WHAT? Couldn't it close when the courts close? Sorry, I know my WHAT! is not at all quiet and not at all helpful. I'm so sorry to hear this news and to hear of your headache today. Please call me if you need/want anything. Anyone driven anywhere, pizza, whatever. I hope MOWA is done with you and the Court is done with you soon. I very much admire your faith, and wish you peace and quiet.

emily said...

Hold on tight sister. I am so thankful the Lord has thrown us into this boat together. Seriously, not sure what I would have done without you.

Praying you to sweet Miss B soon, trusting in Him and His PERFECT timing.

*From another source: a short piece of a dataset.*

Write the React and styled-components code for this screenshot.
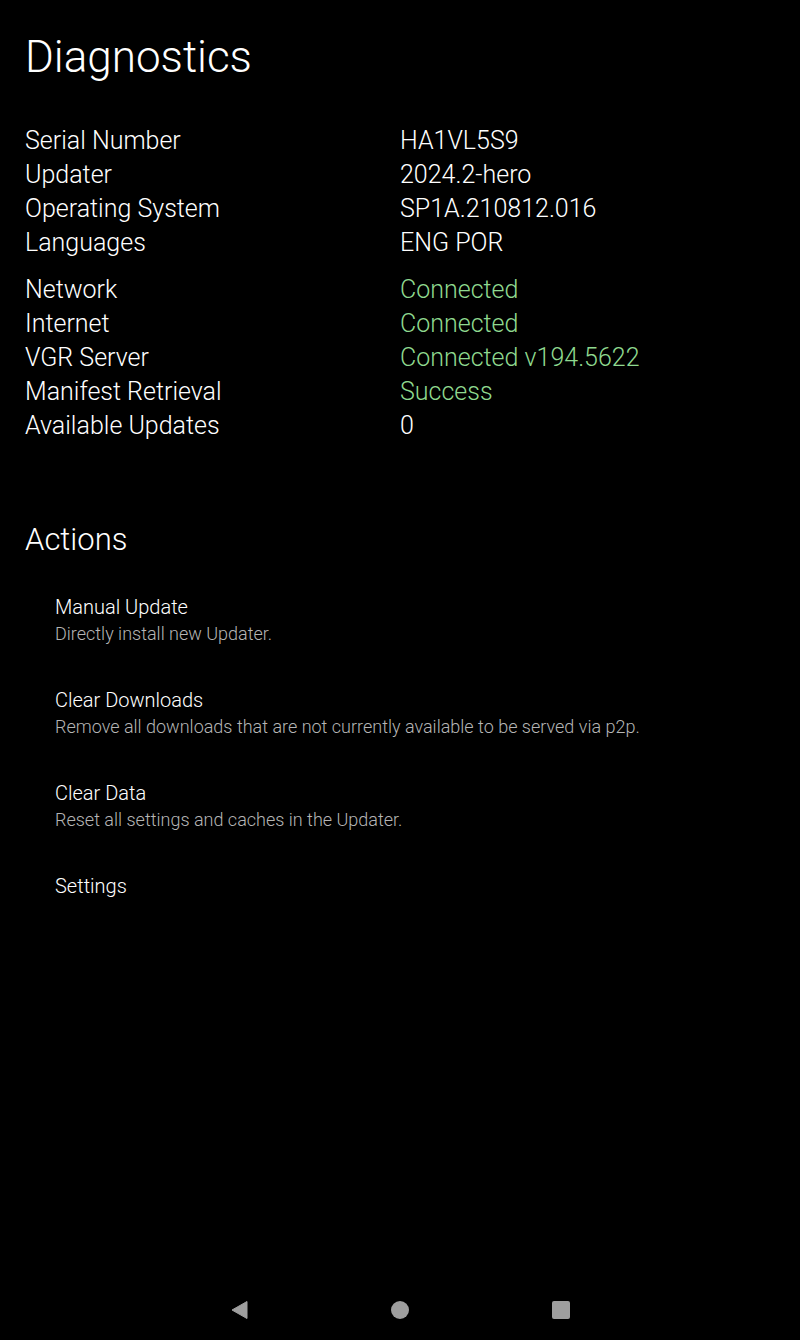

Tell Jason that I like his way of thinking. :)

Adoption Cubed said...

Praying that you can hold on to the peace and quiet in spite of the swirl of emotions. Thinking of you during this anxious time.

Rebecca

Tam said...

i was hoping maybe you had already received your court date and just hadn't blogged about it. darn. i'm still gonna hold out hope that they can squeeze you in before the closures. hold on as best you can.

Sparkz said...

I can't imagine what you are going through. It has been so long since they have got everything. Issue the stinkin court date. I am so sorry and am praying for peace for you and that YOUR time, B's time comes SOON. She needs to come home!

J, A, T and Y said...

Waiting and trying to stay quiet with you.

Jebena said...

Yes, continue to quiet your spirit. Allow Holy Spirit to minister to you in the stillness. For in the stillness---trust. In trust---faith.
In faith---Love. In love---A higher level of knowing. Be still and know that HE is God.

Sparkz said...

I would have thought you would get a court date by now. Have they said what the hold up is? Usually it seems like once they get the paperwork you get a date. This is so frustrating for me to sit back and watch. I know courts close soon. I don't know how you all handle it with such grace. I guess the Lord knows what we can all handle. Kudos to you for your patience and faith. I wish I had soemthing helpful to say all I can say is that we are praying for you and that we are waiting with you, thinking of you guys, and hoping...

Farmboy and Buttercup said...

Beautiful post.

Yes, I wonder how many breaking points I will get to myself. We need to keep remembering to throw ourselves, our fears, emotions to God so he can once again heal the breaks.

Thanks for the post.

Sparkz said...

Just checking in today.

Anonymous said...

Praying for you! Praying that we get our little ones soon! I wonder IF they are in the same room? Hoping they are home soon!